- Data extract:
▼

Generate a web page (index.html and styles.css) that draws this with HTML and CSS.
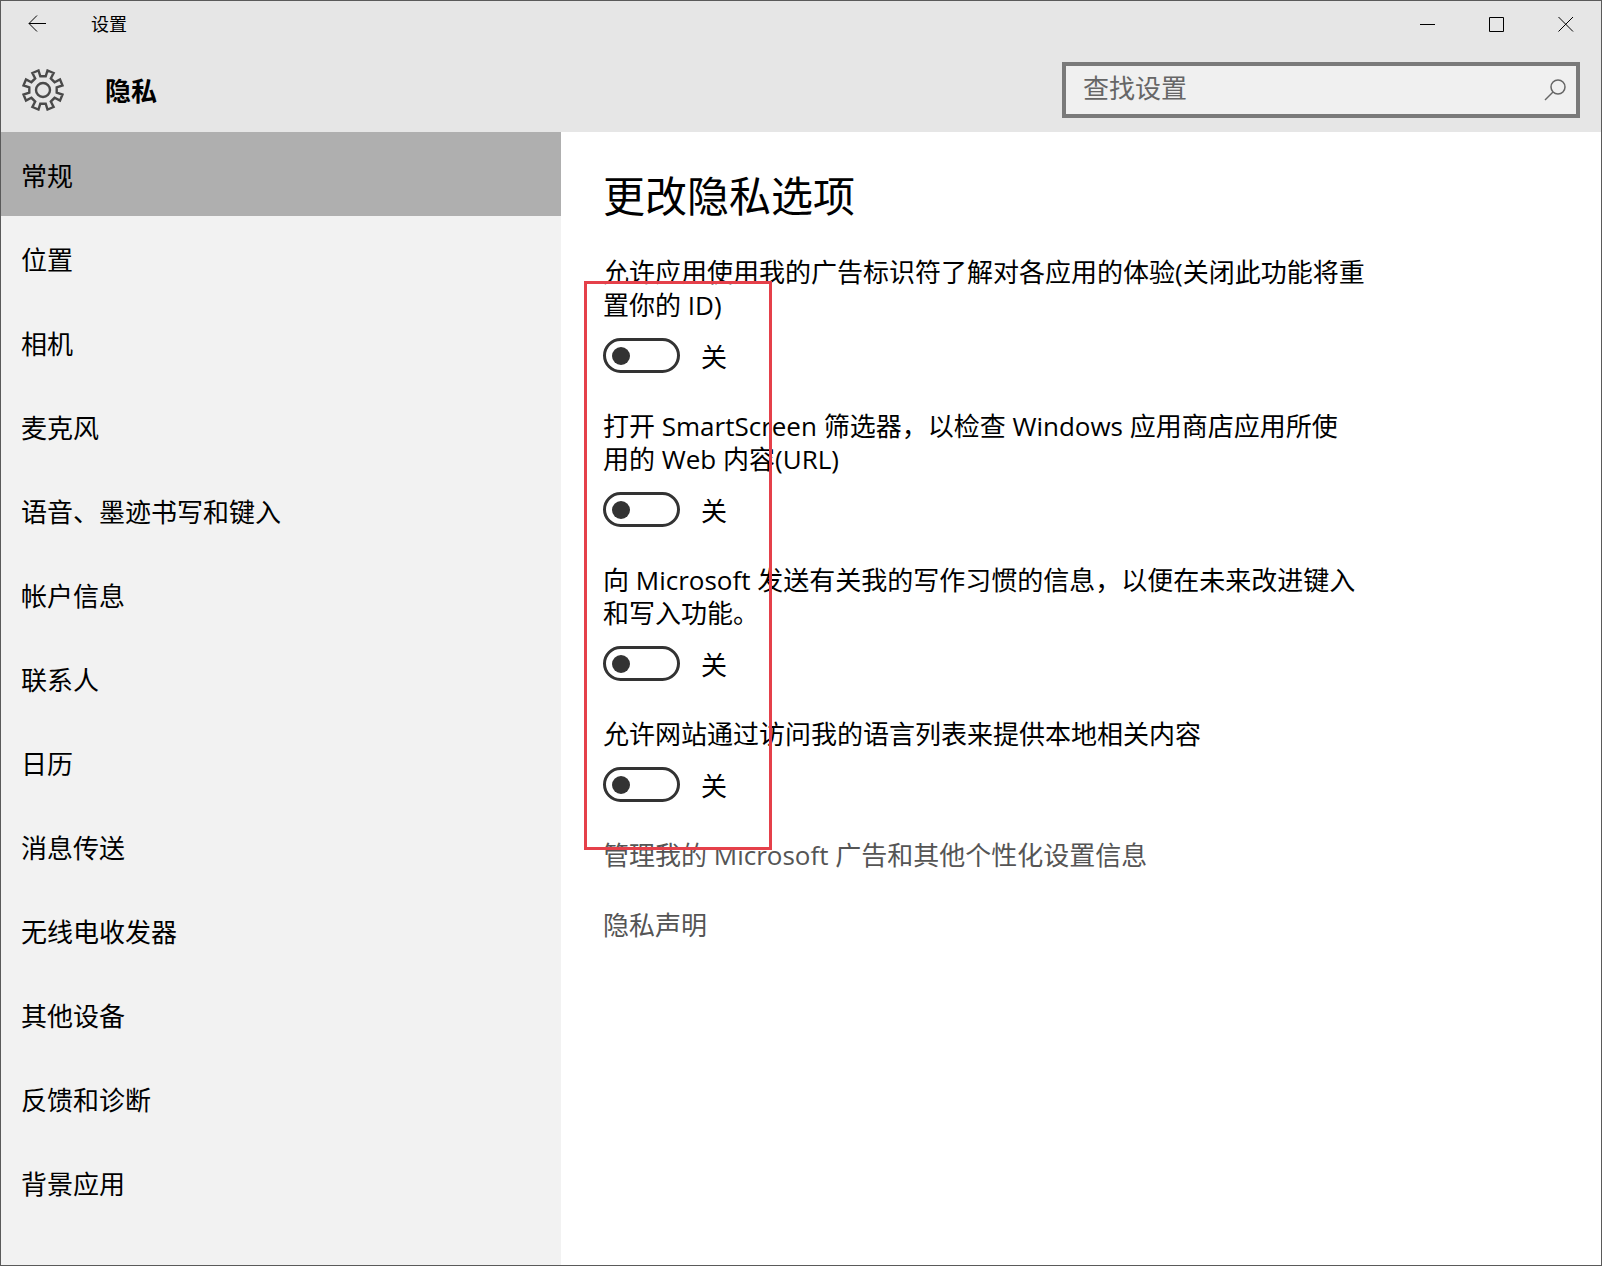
FILE: index.html
```html
<!DOCTYPE html>
<html lang="zh-CN">
<head>
<meta charset="utf-8">
<meta name="viewport" content="width=device-width, initial-scale=1">
<title>设置</title>
<link rel="stylesheet" href="styles.css">
</head>
<body>
<div class="window">
  <header class="top">
    <div class="titlebar">
      <button class="back" type="button" aria-label="返回">
        <svg width="20" height="20" viewBox="0 0 20 20"><path d="M19 9.5H2M10 1.5L2 9.5L10 17.5"/></svg>
      </button>
      <span class="caption">设置</span>
      <div class="controls">
        <button type="button" aria-label="最小化">
          <svg width="16" height="16" viewBox="0 0 16 16"><path d="M0 8.5H15"/></svg>
        </button>
        <button type="button" aria-label="最大化">
          <svg width="16" height="16" viewBox="0 0 16 16"><path d="M.5 1.5H14.5V15.5H.5Z"/></svg>
        </button>
        <button type="button" aria-label="关闭">
          <svg width="16" height="16" viewBox="0 0 16 16"><path d="M.5 1L15 15.5M15 1L.5 15.5"/></svg>
        </button>
      </div>
    </div>
    <div class="heading">
      <svg class="gear" width="42" height="42" viewBox="-21 -21 42 42">
        <path d="M2.7-13.7L4.5-19.5L10.6-17L7.8-11.6L11.6-7.8L17-10.6L19.5-4.5L13.7-2.7L13.7 2.7L19.5 4.5L17 10.6L11.6 7.8L7.8 11.6L10.6 17L4.5 19.5L2.7 13.7L-2.7 13.7L-4.5 19.5L-10.6 17L-7.8 11.6L-11.6 7.8L-17 10.6L-19.5 4.5L-13.7 2.7L-13.7-2.7L-19.5-4.5L-17-10.6L-11.6-7.8L-7.8-11.6L-10.6-17L-4.5-19.5L-2.7-13.7Z"/>
        <circle r="7"/>
      </svg>
      <span class="section">隐私</span>
      <form class="search" role="search">
        <input type="text" aria-label="查找设置" placeholder="查找设置">
        <button type="button" aria-label="搜索">
          <svg width="22" height="22" viewBox="0 0 22 22"><circle cx="14" cy="8" r="7"/><path d="M9 13L1 21"/></svg>
        </button>
      </form>
    </div>
  </header>
  <div class="body">
    <nav class="side">
      <a class="current" href="#general" aria-current="page">常规</a>
      <a href="#location">位置</a>
      <a href="#camera">相机</a>
      <a href="#microphone">麦克风</a>
      <a href="#speech">语音、墨迹书写和键入</a>
      <a href="#account">帐户信息</a>
      <a href="#contacts">联系人</a>
      <a href="#calendar">日历</a>
      <a href="#messaging">消息传送</a>
      <a href="#radios">无线电收发器</a>
      <a href="#devices">其他设备</a>
      <a href="#feedback">反馈和诊断</a>
      <a href="#background">背景应用</a>
    </nav>
    <main class="content">
      <h1>更改隐私选项</h1>
      <div class="options">
        <div class="option">
          <label for="ads">允许应用使用我的广告标识符了解对各应用的体验(关闭此功能将重置你的 ID)</label>
          <div class="switch"><input type="checkbox" role="switch" id="ads"><span>关</span></div>
        </div>
        <div class="option">
          <label for="smartscreen">打开 SmartScreen 筛选器，以检查 Windows 应用商店应用所使<br>用的 Web 内容(URL)</label>
          <div class="switch"><input type="checkbox" role="switch" id="smartscreen"><span>关</span></div>
        </div>
        <div class="option">
          <label for="typing">向 Microsoft 发送有关我的写作习惯的信息，以便在未来改进键入和写入功能。</label>
          <div class="switch"><input type="checkbox" role="switch" id="typing"><span>关</span></div>
        </div>
        <div class="option">
          <label for="languages">允许网站通过访问我的语言列表来提供本地相关内容</label>
          <div class="switch"><input type="checkbox" role="switch" id="languages"><span>关</span></div>
        </div>
        <a href="#manage">管理我的 Microsoft 广告和其他个性化设置信息</a>
        <a href="#statement">隐私声明</a>
        <div class="marker"></div>
      </div>
    </main>
  </div>
</div>
</body>
</html>
```
FILE: styles.css
```css
* {
  box-sizing: border-box;
}

body {
  margin: 0;
  background: #fff;
  color: #000;
  font-family: "Open Sans", "Noto Sans CJK SC", sans-serif;
  font-size: 26px;
  line-height: 33px;
}

a {
  color: inherit;
  text-decoration: none;
}

button {
  display: flex;
  align-items: center;
  justify-content: center;
  padding: 0;
  border: 0;
  background: none;
}

svg {
  display: block;
  fill: none;
  stroke: #000;
}

.window {
  display: flex;
  flex-direction: column;
  min-height: 100vh;
  border: 1px solid #5a5a5a;
}

.top {
  background: #e6e6e6;
}

.titlebar {
  display: flex;
  align-items: center;
  height: 46px;
}

.back {
  width: 72px;
  height: 46px;
}

.caption {
  margin-left: 18px;
  font-size: 18px;
}

.controls {
  display: flex;
  margin-left: auto;
  padding-right: 1px;
}

.controls button {
  width: 69px;
  height: 46px;
}

.heading {
  display: flex;
  align-items: center;
  height: 85px;
  padding: 0 21px;
}

.gear {
  stroke: #4a4a4a;
  stroke-width: 2.4;
}

.section {
  margin-left: 41px;
  padding-top: 4px;
  font-weight: 700;
}

.search {
  display: flex;
  width: 518px;
  height: 56px;
  margin-left: auto;
  border: 4px solid #7a7a7a;
  background: #f0f0f0;
}

.search input {
  flex: 1;
  min-width: 0;
  padding: 0 0 2px 17px;
  border: 0;
  outline: 0;
  background: none;
  color: #000;
  font: inherit;
}

.search input::placeholder {
  color: #666;
  opacity: 1;
}

.search button {
  width: 42px;
}

.search svg {
  stroke: #666;
  stroke-width: 1.5;
}

.body {
  display: flex;
  flex: 1;
}

.side {
  flex: 0 0 35%;
  background: #f2f2f2;
}

.side a {
  display: flex;
  align-items: center;
  height: 84px;
  padding: 4px 20px 0;
}

.side .current {
  background: #afafaf;
}

.content {
  flex: 1;
  padding: 36px 42px;
}

h1 {
  margin: 0 0 32px;
  font-size: 42px;
  font-weight: 400;
  line-height: 56px;
}

.options {
  position: relative;
  display: flex;
  flex-direction: column;
  align-items: flex-start;
  gap: 37px;
  max-width: 768px;
}

.option {
  display: flex;
  flex-direction: column;
  gap: 16px;
}

.options > a {
  color: #555;
}

.switch {
  display: flex;
  align-items: center;
  gap: 21px;
  height: 35px;
}

.switch span {
  padding-top: 4px;
}

.switch input {
  display: flex;
  align-items: center;
  width: 77px;
  height: 35px;
  margin: 0;
  padding-left: 6px;
  border: 3px solid #333;
  border-radius: 18px;
  appearance: none;
}

.switch input::before {
  width: 18px;
  height: 18px;
  border-radius: 50%;
  background: #333;
  content: "";
}

/* Red frame drawn over the switches */
.marker {
  position: absolute;
  top: 25px;
  left: -19px;
  width: 188px;
  height: 569px;
  border: 3px solid #e5404a;
  pointer-events: none;
}
```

▲

- Problem to work on:
All of the lines above should be retyped precisely, apart from the pictures.

- Problem solution:
Generate a web page (index.html and styles.css) that draws this with HTML and CSS.
FILE: index.html
```html
<!DOCTYPE html>
<html lang="zh-CN">
<head>
<meta charset="utf-8">
<meta name="viewport" content="width=device-width, initial-scale=1">
<title>设置</title>
<link rel="stylesheet" href="styles.css">
</head>
<body>
<div class="window">
  <header class="top">
    <div class="titlebar">
      <button class="back" type="button" aria-label="返回">
        <svg width="20" height="20" viewBox="0 0 20 20"><path d="M19 9.5H2M10 1.5L2 9.5L10 17.5"/></svg>
      </button>
      <span class="caption">设置</span>
      <div class="controls">
        <button type="button" aria-label="最小化">
          <svg width="16" height="16" viewBox="0 0 16 16"><path d="M0 8.5H15"/></svg>
        </button>
        <button type="button" aria-label="最大化">
          <svg width="16" height="16" viewBox="0 0 16 16"><path d="M.5 1.5H14.5V15.5H.5Z"/></svg>
        </button>
        <button type="button" aria-label="关闭">
          <svg width="16" height="16" viewBox="0 0 16 16"><path d="M.5 1L15 15.5M15 1L.5 15.5"/></svg>
        </button>
      </div>
    </div>
    <div class="heading">
      <svg class="gear" width="42" height="42" viewBox="-21 -21 42 42">
        <path d="M2.7-13.7L4.5-19.5L10.6-17L7.8-11.6L11.6-7.8L17-10.6L19.5-4.5L13.7-2.7L13.7 2.7L19.5 4.5L17 10.6L11.6 7.8L7.8 11.6L10.6 17L4.5 19.5L2.7 13.7L-2.7 13.7L-4.5 19.5L-10.6 17L-7.8 11.6L-11.6 7.8L-17 10.6L-19.5 4.5L-13.7 2.7L-13.7-2.7L-19.5-4.5L-17-10.6L-11.6-7.8L-7.8-11.6L-10.6-17L-4.5-19.5L-2.7-13.7Z"/>
        <circle r="7"/>
      </svg>
      <span class="section">隐私</span>
      <form class="search" role="search">
        <input type="text" aria-label="查找设置" placeholder="查找设置">
        <button type="button" aria-label="搜索">
          <svg width="22" height="22" viewBox="0 0 22 22"><circle cx="14" cy="8" r="7"/><path d="M9 13L1 21"/></svg>
        </button>
      </form>
    </div>
  </header>
  <div class="body">
    <nav class="side">
      <a class="current" href="#general" aria-current="page">常规</a>
      <a href="#location">位置</a>
      <a href="#camera">相机</a>
      <a href="#microphone">麦克风</a>
      <a href="#speech">语音、墨迹书写和键入</a>
      <a href="#account">帐户信息</a>
      <a href="#contacts">联系人</a>
      <a href="#calendar">日历</a>
      <a href="#messaging">消息传送</a>
      <a href="#radios">无线电收发器</a>
      <a href="#devices">其他设备</a>
      <a href="#feedback">反馈和诊断</a>
      <a href="#background">背景应用</a>
    </nav>
    <main class="content">
      <h1>更改隐私选项</h1>
      <div class="options">
        <div class="option">
          <label for="ads">允许应用使用我的广告标识符了解对各应用的体验(关闭此功能将重置你的 ID)</label>
          <div class="switch"><input type="checkbox" role="switch" id="ads"><span>关</span></div>
        </div>
        <div class="option">
          <label for="smartscreen">打开 SmartScreen 筛选器，以检查 Windows 应用商店应用所使<br>用的 Web 内容(URL)</label>
          <div class="switch"><input type="checkbox" role="switch" id="smartscreen"><span>关</span></div>
        </div>
        <div class="option">
          <label for="typing">向 Microsoft 发送有关我的写作习惯的信息，以便在未来改进键入和写入功能。</label>
          <div class="switch"><input type="checkbox" role="switch" id="typing"><span>关</span></div>
        </div>
        <div class="option">
          <label for="languages">允许网站通过访问我的语言列表来提供本地相关内容</label>
          <div class="switch"><input type="checkbox" role="switch" id="languages"><span>关</span></div>
        </div>
        <a href="#manage">管理我的 Microsoft 广告和其他个性化设置信息</a>
        <a href="#statement">隐私声明</a>
        <div class="marker"></div>
      </div>
    </main>
  </div>
</div>
</body>
</html>
```
FILE: styles.css
```css
* {
  box-sizing: border-box;
}

body {
  margin: 0;
  background: #fff;
  color: #000;
  font-family: "Open Sans", "Noto Sans CJK SC", sans-serif;
  font-size: 26px;
  line-height: 33px;
}

a {
  color: inherit;
  text-decoration: none;
}

button {
  display: flex;
  align-items: center;
  justify-content: center;
  padding: 0;
  border: 0;
  background: none;
}

svg {
  display: block;
  fill: none;
  stroke: #000;
}

.window {
  display: flex;
  flex-direction: column;
  min-height: 100vh;
  border: 1px solid #5a5a5a;
}

.top {
  background: #e6e6e6;
}

.titlebar {
  display: flex;
  align-items: center;
  height: 46px;
}

.back {
  width: 72px;
  height: 46px;
}

.caption {
  margin-left: 18px;
  font-size: 18px;
}

.controls {
  display: flex;
  margin-left: auto;
  padding-right: 1px;
}

.controls button {
  width: 69px;
  height: 46px;
}

.heading {
  display: flex;
  align-items: center;
  height: 85px;
  padding: 0 21px;
}

.gear {
  stroke: #4a4a4a;
  stroke-width: 2.4;
}

.section {
  margin-left: 41px;
  padding-top: 4px;
  font-weight: 700;
}

.search {
  display: flex;
  width: 518px;
  height: 56px;
  margin-left: auto;
  border: 4px solid #7a7a7a;
  background: #f0f0f0;
}

.search input {
  flex: 1;
  min-width: 0;
  padding: 0 0 2px 17px;
  border: 0;
  outline: 0;
  background: none;
  color: #000;
  font: inherit;
}

.search input::placeholder {
  color: #666;
  opacity: 1;
}

.search button {
  width: 42px;
}

.search svg {
  stroke: #666;
  stroke-width: 1.5;
}

.body {
  display: flex;
  flex: 1;
}

.side {
  flex: 0 0 35%;
  background: #f2f2f2;
}

.side a {
  display: flex;
  align-items: center;
  height: 84px;
  padding: 4px 20px 0;
}

.side .current {
  background: #afafaf;
}

.content {
  flex: 1;
  padding: 36px 42px;
}

h1 {
  margin: 0 0 32px;
  font-size: 42px;
  font-weight: 400;
  line-height: 56px;
}

.options {
  position: relative;
  display: flex;
  flex-direction: column;
  align-items: flex-start;
  gap: 37px;
  max-width: 768px;
}

.option {
  display: flex;
  flex-direction: column;
  gap: 16px;
}

.options > a {
  color: #555;
}

.switch {
  display: flex;
  align-items: center;
  gap: 21px;
  height: 35px;
}

.switch span {
  padding-top: 4px;
}

.switch input {
  display: flex;
  align-items: center;
  width: 77px;
  height: 35px;
  margin: 0;
  padding-left: 6px;
  border: 3px solid #333;
  border-radius: 18px;
  appearance: none;
}

.switch input::before {
  width: 18px;
  height: 18px;
  border-radius: 50%;
  background: #333;
  content: "";
}

/* Red frame drawn over the switches */
.marker {
  position: absolute;
  top: 25px;
  left: -19px;
  width: 188px;
  height: 569px;
  border: 3px solid #e5404a;
  pointer-events: none;
}
```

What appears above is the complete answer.